In brief, the results of Google’s testing show that Topics are less effective than current technologies, and that smaller publishers are likely to be disproportionately affected. In its Topics explainer, Google notes that Contextual Data, which small publishers have less of, is key to effectively leveraging the API and inferring user interests.

This is, however, of minor significance compared to the fact that:

  1. Google’s use of third-party cookies in the test group. This entirely negates the purpose of the test which is to examine Google products in a world where third-party cookies have been blocked
  2. Google fails to define the volume of Google’s test group. For an industry which deals in delivering hundreds of thousands if not millions of impressions per campaign, it is no use establishing that the cost per impression to an advertiser is $1 dollar if that figure cannot reproduced at scale.
  3. Google’s use of misleading definitions. Google, for instance, uses a non-traditional measure of conversion rate, reporting on conversions per click rather than conversions per impression. The latter an industry standard allows for a holistic measure of performance, accounting, for instance, for those who might search for a product following the delivery of an ad. This can only be viewed as an act of misdirection.
  4. Google does not show whether budget shifted within Google’s ad buying platforms from behavioural to search channels. If you say budget shifted by a single percent from Google purchased Display ads, it remains unclear whether the supposedly unaffected 99% retained the same proportional split between these two channels, or whether more budget shifted internally to Search ads.
  5. Google’s use of Mantel-Haenszel test to frame its results, very possibly obscuring the extent to which Topics performs in comparison to current technologies.

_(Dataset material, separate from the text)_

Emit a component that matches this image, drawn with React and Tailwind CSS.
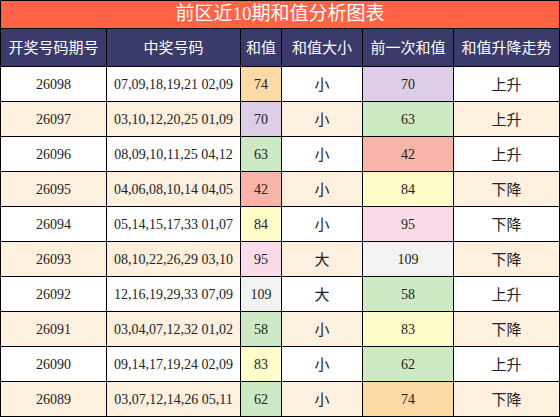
import React from "react";

const rows = [
  ["26098", "07,09,18,19,21 02,09", 74, "小", 70, "上升"],
  ["26097", "03,10,12,20,25 01,09", 70, "小", 63, "上升"],
  ["26096", "08,09,10,11,25 04,12", 63, "小", 42, "上升"],
  ["26095", "04,06,08,10,14 04,05", 42, "小", 84, "下降"],
  ["26094", "05,14,15,17,33 01,07", 84, "小", 95, "下降"],
  ["26093", "08,10,22,26,29 03,10", 95, "大", 109, "下降"],
  ["26092", "12,16,19,29,33 07,09", 109, "大", 58, "上升"],
  ["26091", "03,04,07,12,32 01,02", 58, "小", 83, "下降"],
  ["26090", "09,14,17,19,24 02,09", 83, "小", 62, "上升"],
  ["26089", "03,07,12,14,26 05,11", 62, "小", 74, "下降"],
];

const colorFor = {
  74: "bg-[#fdd9a5]",
  70: "bg-[#ddcde6]",
  63: "bg-[#cdeac5]",
  42: "bg-[#f9b4aa]",
  84: "bg-[#fffdca]",
  95: "bg-[#fadbe9]",
  109: "bg-[#f2f2f2]",
  58: "bg-[#cdeac5]",
  83: "bg-[#fffdca]",
  62: "bg-[#cdeac5]",
};

const cjk = "font-['Noto_Sans_CJK_SC',sans-serif]";
const num = "font-['Liberation_Serif','Noto_Sans_CJK_SC',serif]";

export default function App() {
  return (
    <div className="w-[560px] h-[417px] bg-white">
      <div className="grid grid-cols-[105px_133px_40px_80px_90px_105px] gap-px bg-black p-px text-[#222]">
        <div className={`col-span-6 h-[27px] bg-[#ff6347] text-white text-[19px] flex items-center justify-center ${num}`}>
          前区近10期和值分析图表
        </div>
        {["开奖号码期号", "中奖号码", "和值", "和值大小", "前一次和值", "和值升降走势"].map((h) => (
          <div key={h} className={`h-[37px] bg-[#3b3b6b] text-white text-[15px] flex items-center justify-center ${cjk}`}>
            {h}
          </div>
        ))}
        {rows.map((r, i) => {
          const bg = i % 2 === 0 ? "bg-white" : "bg-[#fef0de]";
          return (
            <React.Fragment key={r[0]}>
              <div className={`h-[34px] ${bg} ${num} text-[14px] flex items-center justify-center`}>{r[0]}</div>
              <div className={`h-[34px] ${bg} ${num} text-[14px] flex items-center justify-center`}>{r[1]}</div>
              <div className={`h-[34px] ${colorFor[r[2]]} ${num} text-[14px] flex items-center justify-center`}>{r[2]}</div>
              <div className={`h-[34px] ${bg} ${cjk} text-[15px] flex items-center justify-center`}>{r[3]}</div>
              <div className={`h-[34px] ${colorFor[r[4]]} ${num} text-[14px] flex items-center justify-center`}>{r[4]}</div>
              <div className={`h-[34px] ${bg} ${cjk} text-[15px] flex items-center justify-center`}>{r[5]}</div>
            </React.Fragment>
          );
        })}
      </div>
    </div>
  );
}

In summary, the issues raised in our submissions queried whether Topics’s would ever be able to replace the functionality of current technologies as required by the Privacy Sandbox Commitments.

Besides functional limitations, Topics also poses a glaring privacy problem in that it can be quite easily used to identify people online. Google having failed to find a technical solution to the issue, have announced an honour policy instead, whereby “developers enrol to use the API and attest that they won’t abuse the API”.

Mozilla and Apple have, however, signalled a lack of support for the proposal, with a Mozilla engineer commenting “fundamentally, we just can’t see a way to make this work from a privacy standpoint”.

So as it stands, Topics offers a less effective technology and adds nothing by way of privacy enhancements. In fact, it does quite the opposite. Currently, we have efficient solutions, in which abuses of user privacy are restricted by data protection law;  Google is proposing a structurally unsound API with regards to both privacy and technical adequacy, regulated by a flimsy honour code.